期刊名称:International Journal of Advanced Computer Science and Applications(IJACSA)
印刷版ISSN:2158-107X
电子版ISSN:2156-5570
出版年度:2017
卷号:8
期号:10
DOI:10.14569/IJACSA.2017.081038
出版社:Science and Information Society (SAI)
摘要:Text corpus is important for assessment of language features and variation analysis. Machine learning techniques identify the language terms, features, text structures and sentiment from linguistic corpus. Sindhi language is one of the oldest languages of the world having proper script and complete grammar. Sindhi is remained less resourced language computationally even in this digital era.
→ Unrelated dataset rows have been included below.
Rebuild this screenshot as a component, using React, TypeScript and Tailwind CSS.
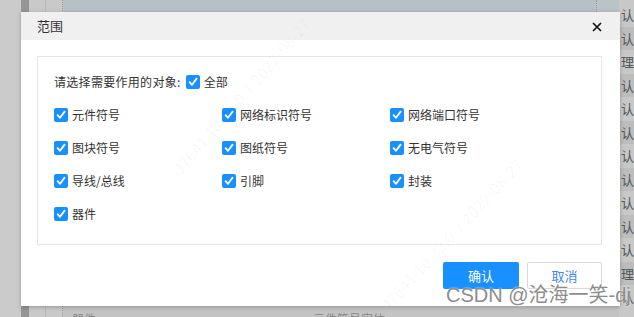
import React from "react";

const FONT = '"Noto Sans CJK SC", "Microsoft YaHei", "Liberation Sans", sans-serif';

function Check({ label }: { label?: string }) {
  return (
    <div className="flex items-center h-4">
      <span className="w-[14px] h-[14px] rounded-[2px] bg-[#1890ff] flex items-center justify-center shrink-0">
        <svg width="10" height="10" viewBox="0 0 10 10">
          <path d="M1.6 5.2 L4 7.8 L8.6 1.6" fill="none" stroke="#fff" strokeWidth="1.8" strokeLinecap="round" strokeLinejoin="round" />
        </svg>
      </span>
      {label && <span className="ml-[4px] text-[12px] text-[#333] leading-4 whitespace-nowrap">{label}</span>}
    </div>
  );
}

const items = [
  "元件符号", "网络标识符号", "网络端口符号",
  "图块符号", "图纸符号", "无电气符号",
  "导线/总线", "引脚", "封装",
  "器件",
];

const rightRows = ["认", "认", "理图", "认", "认", "认", "认", "认", "认", "认", "认", "理图", "认"];

export default function App() {
  return (
    <div className="relative w-[634px] h-[317px] overflow-hidden bg-[#c4c4c4]" style={{ fontFamily: FONT }}>
      {/* background app */}
      <div className="flex h-full">
        <div className="w-[21px] bg-[#cbcbcb]" />
        <div className="w-[8px] bg-[#969696]" />
        <div className="w-[17px] bg-[#c9c9c9] border-r border-[#b9b9b9]" />
        <div className="w-[17px] bg-[#c9c9c9] border-r border-dotted border-[#9a9a9a]" />
        <div className="flex-1 flex flex-col">
          <div className="h-[12px] bg-[#b5c1c5] flex">
            <div className="w-[533px]" />
            <div className="flex-1 border-l border-dotted border-[#9a9a9a] bg-[#bac4c7]" />
          </div>
          <div className="flex-1 bg-[#c3c3c3] flex items-end">
            <div className="flex h-[11px] overflow-hidden w-full text-[12px] text-[#8a8a8a] leading-4 pt-[5px]">
              <span className="ml-[9px] w-[241px]">器件</span>
              <span>元件符号实体</span>
            </div>
          </div>
        </div>
        <div className="w-[15px] flex flex-col pt-[3px] bg-[#c8c8c8]">
          {rightRows.map((t, i) => (
            <div
              key={i}
              className={`h-[23.5px] shrink-0 flex items-center overflow-hidden whitespace-nowrap text-[13px] text-[#555] pl-[2px] ${i % 2 ? "bg-[#bdbdbd]" : "bg-[#c8c8c8]"}`}
            >
              {t}
            </div>
          ))}
        </div>
      </div>

      {/* dialog */}
      <div className="absolute left-[21px] top-[12px] w-[599px] h-[294px] bg-white shadow-[0_1px_4px_rgba(0,0,0,0.25)] flex flex-col overflow-hidden">
        <div className="h-[28px] bg-[#f0f0f0] flex items-center justify-between pl-4 pr-[18px] shrink-0">
          <span className="text-[13px] text-[#333]">范围</span>
          <svg width="10" height="10" viewBox="0 0 10 10" className="mt-[1px]">
            <path d="M1 1 L9 9 M9 1 L1 9" stroke="#111" strokeWidth="1.7" />
          </svg>
        </div>
        <div className="flex-1 flex flex-col pl-4 pr-[18px] pt-4 pb-[17px]">
          <div className="h-[189px] border border-[#e6e6e6] pl-4 pt-[17px]">
            <div className="flex items-center h-4 text-[12px] text-[#333]">
              <span className="leading-4 tracking-[0.3px]">请选择需要作用的对象:</span>
              <span className="ml-[5px]"><Check label="全部" /></span>
            </div>
            <div className="grid grid-cols-[168px_168px_168px] gap-y-[17px] mt-[17px]">
              {items.map((t) => (
                <Check key={t} label={t} />
              ))}
            </div>
          </div>
          <div className="flex-1" />
          <div className="flex justify-end gap-2">
            <button className="w-[76px] h-[27px] bg-[#1890ff] text-white text-[13px] rounded-[2px]">确认</button>
            <button className="w-[75px] h-[27px] bg-white border border-[#d9d9d9] text-[#3f86f5] text-[13px] rounded-[2px]">取消</button>
          </div>
        </div>
        {/* faint watermark */}
        <div className="absolute left-[120px] top-[72px] -rotate-[49deg] text-[16px] text-black/[0.035] whitespace-nowrap pointer-events-none">
          J7641 10.22.0.7 2022-08-27
        </div>
        <div className="absolute left-[330px] top-[210px] -rotate-[47deg] text-[16px] text-black/[0.035] whitespace-nowrap pointer-events-none">
          J7641 10.22.0.7 2022-08-27
        </div>
      </div>

      {/* CSDN watermark */}
      <div
        className="absolute left-[446px] top-[282px] text-[20px] leading-[26px] text-[#8c8c8c] whitespace-nowrap pointer-events-none"
        style={{ fontFamily: '"Liberation Sans", "Noto Sans CJK SC", sans-serif', textShadow: "0 0 2px #fff" }}
      >
        CSDN @沧海一笑-dj
      </div>
    </div>
  );
}
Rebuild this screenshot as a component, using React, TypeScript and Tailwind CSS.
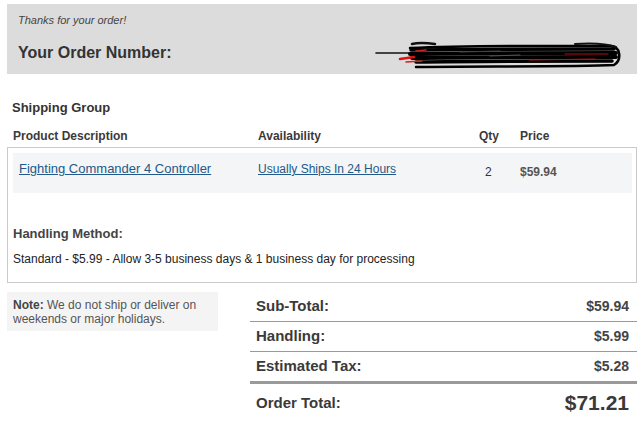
import React from "react";

function Scribble() {
  return (
    <svg
      className="absolute left-[363px] top-[26px]"
      width="274"
      height="48"
      viewBox="0 0 274 48"
    >
      <g fill="none" strokeLinecap="round" strokeLinejoin="round">
        <path d="M6 23 L46 23" stroke="#111" strokeWidth="1.6" />
        <path d="M42 14 C 50 12, 58 13, 65 14" stroke="#111" strokeWidth="2.5" />
        <path d="M40 18 C 100 15, 180 16, 240 16 C 251 16, 252 30, 244 35 C 200 37, 100 36, 46 37" stroke="#000" strokeWidth="2.5" />
        <path d="M41 20 C 100 19, 180 19, 244 19" stroke="#000" strokeWidth="3.5" />
        <path d="M40 24 C 100 23, 180 23, 246 23" stroke="#000" strokeWidth="4" />
        <path d="M42 28 C 110 27, 190 27, 246 27" stroke="#000" strokeWidth="4" />
        <path d="M46 32 C 110 31, 190 31, 242 31" stroke="#000" strokeWidth="3.5" />
        <path d="M205 14 C 222 13, 238 14, 246 17" stroke="#111" strokeWidth="2" />
        <path d="M30 29 L44 27" stroke="#d11" strokeWidth="2.5" />
        <path d="M36 32 L52 31" stroke="#c22" strokeWidth="1.6" />
        <path d="M46 21 L56 20" stroke="#c22" strokeWidth="1.5" />
        <path d="M160 30 L225 29" stroke="#b11" strokeWidth="1.2" />
        <path d="M195 24 L238 24" stroke="#a11" strokeWidth="1" />
        <path d="M120 26 L150 25" stroke="#555" strokeWidth="1" />
        <path d="M90 22 L130 21" stroke="#444" strokeWidth="1" />
      </g>
    </svg>
  );
}

export default function App() {
  return (
    <div className="w-[637px] h-[428px] overflow-hidden bg-white font-['Liberation_Sans',Arial,sans-serif] text-[#333]">
      {/* Header */}
      <div className="relative ml-[7px] mt-[4px] h-[70px] bg-[#dcdcdc] pl-[11px] pt-[9px]">
        <p className="text-[11px] italic leading-[14px] text-[#444]">Thanks for your order!</p>
        <p className="mt-[16px] text-[16px] font-bold leading-[20px] text-[#333]">Your Order Number:</p>
        <Scribble />
      </div>

      {/* Shipping Group */}
      <h2 className="mt-[26px] ml-[12px] text-[13px] font-bold leading-[16px] text-[#333]">Shipping Group</h2>

      <div className="mt-[13px] ml-[13px] flex text-[12px] font-bold leading-[14px] text-[#3a3a3a]">
        <div className="w-[245px]">Product Description</div>
        <div className="w-[221px]">Availability</div>
        <div className="w-[41px]">Qty</div>
        <div>Price</div>
      </div>

      <div className="ml-[7px] mt-[4px] h-[136px] w-[630px] border border-[#cacaca] px-[5px] pt-[5px]">
        <div className="flex h-[40px] w-[619px] items-start bg-[#f4f5f6] pl-[6px] pt-[8px]">
          <a href="#" className="w-[239px] text-[13px] leading-[15px] text-[#23598a] underline">
            Fighting Commander 4 Controller
          </a>
          <a href="#" className="mt-[1px] w-[227px] text-[12px] leading-[14px] text-[#23598a] underline">
            Usually Ships In 24 Hours
          </a>
          <span className="mt-[4px] w-[35px] text-[12px] leading-[14px] text-[#333]">2</span>
          <span className="mt-[4px] text-[12px] font-bold leading-[14px] text-[#555]">$59.94</span>
        </div>
        <h3 className="mt-[33px] text-[13px] font-bold leading-[16px] text-[#444]">Handling Method:</h3>
        <p className="mt-[10px] text-[12px] leading-[14px] text-[#222]">
          Standard - $5.99 - Allow 3-5 business days &amp; 1 business day for processing
        </p>
      </div>

      {/* Bottom */}
      <div className="mt-[9px] flex">
        <p className="ml-[7px] h-[39px] w-[211px] bg-[#f4f4f4] px-[6px] pt-[6px] text-[12px] leading-[14px] text-[#555]">
          <b className="text-[#444]">Note:</b> We do not ship or deliver on weekends or major holidays.
        </p>
        <div className="ml-[32px] w-[387px]">
          <div className="flex h-[30px] items-center justify-between border-b border-[#9a9a9a] pl-[6px] pr-[8px]">
            <span className="text-[15px] font-bold text-[#3a3a3a]">Sub-Total:</span>
            <span className="text-[14px] font-bold text-[#444]">$59.94</span>
          </div>
          <div className="flex h-[30px] items-center justify-between border-b border-[#9a9a9a] pl-[6px] pr-[8px]">
            <span className="text-[15px] font-bold text-[#3a3a3a]">Handling:</span>
            <span className="text-[14px] font-bold text-[#444]">$5.99</span>
          </div>
          <div className="flex h-[32px] items-center justify-between border-b-[3px] border-[#9a9a9a] pl-[6px] pr-[8px]">
            <span className="text-[15px] font-bold text-[#3a3a3a]">Estimated Tax:</span>
            <span className="text-[14px] font-bold text-[#444]">$5.28</span>
          </div>
          <div className="flex h-[38px] items-center justify-between pl-[6px] pr-[8px]">
            <span className="text-[15px] font-bold text-[#3a3a3a]">Order Total:</span>
            <span className="text-[21px] font-bold text-[#3a3a3a]">$71.21</span>
          </div>
        </div>
      </div>
    </div>
  );
}
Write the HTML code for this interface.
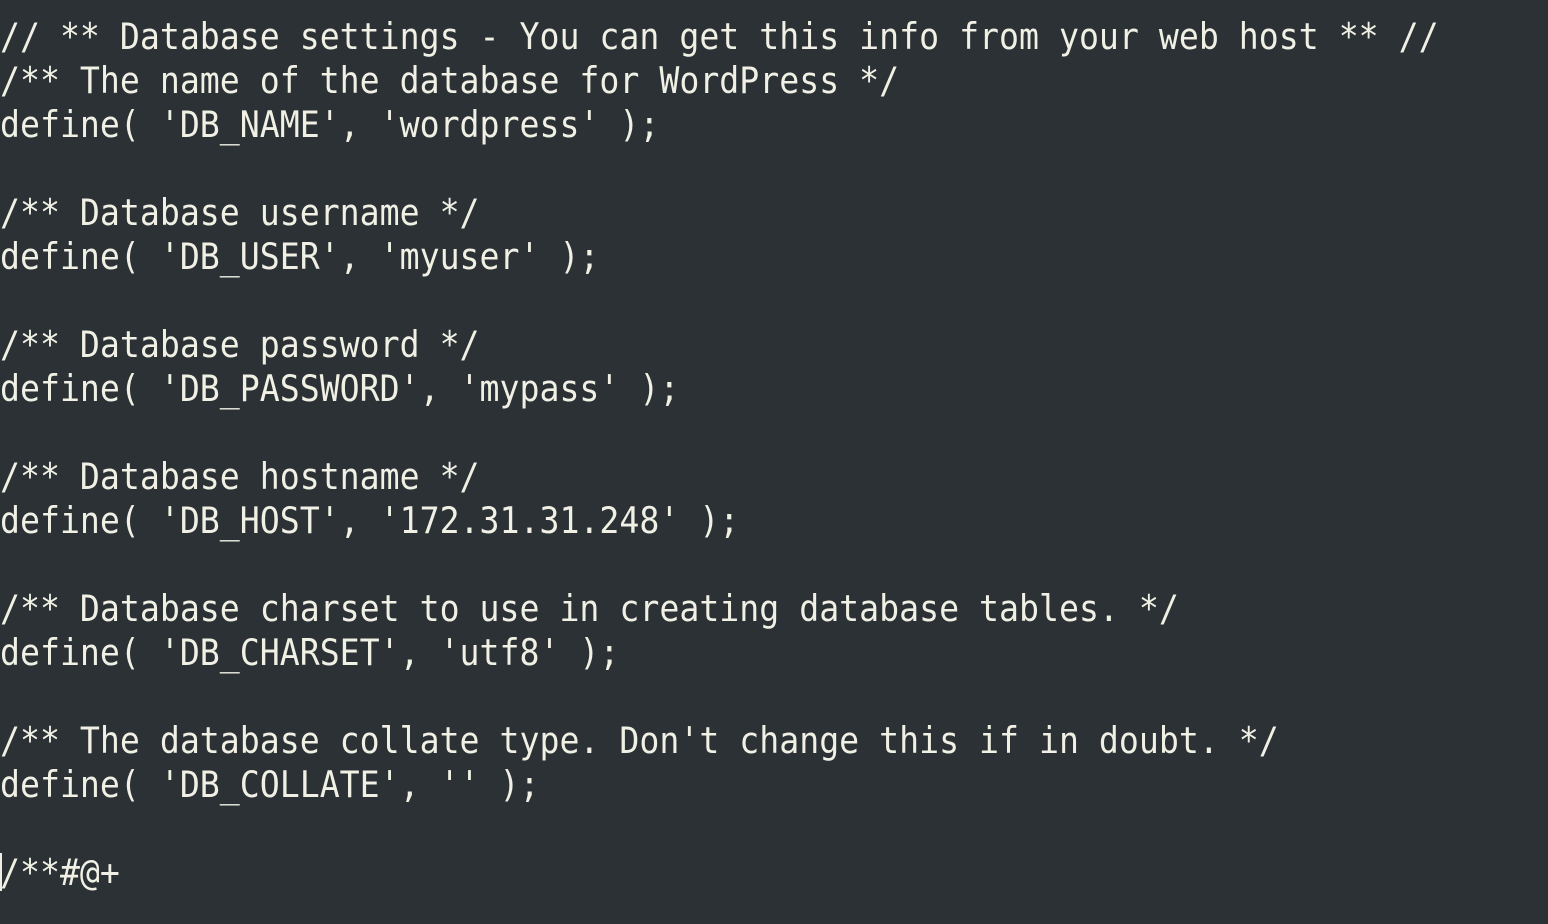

Viewing this problem of Sindhi language, Sindhi NLP toolkit is developed to solve the Sindhi NLP and computational linguistics problems. Therefore, this research work may be an addition to NLP. This research study has developed an own Sindhi sentimentally structured and analyzed corpus on the basis of accumulated results of Sindhi sentiment analysis tool. Corpus is normalized and analyzed for language features and variation analysis using DTM and TF-IDF techniques. DTM and TF-IDF analysis is performed using n-gram model. The supervised machine learning model is formulated using SVMs and K-NN techniques to perform analysis on Sindhi sentiment analysis corpus dataset. Precision, recall and f-score show better performance of machine learning technique than other techniques. Cross validation techniques is used with 10 folds to validate and evaluate data set randomly for supervised machine learning analysis. Research study opens doors for linguists, data analysts and decision makers to work more for sentiment summarization and visual tracking.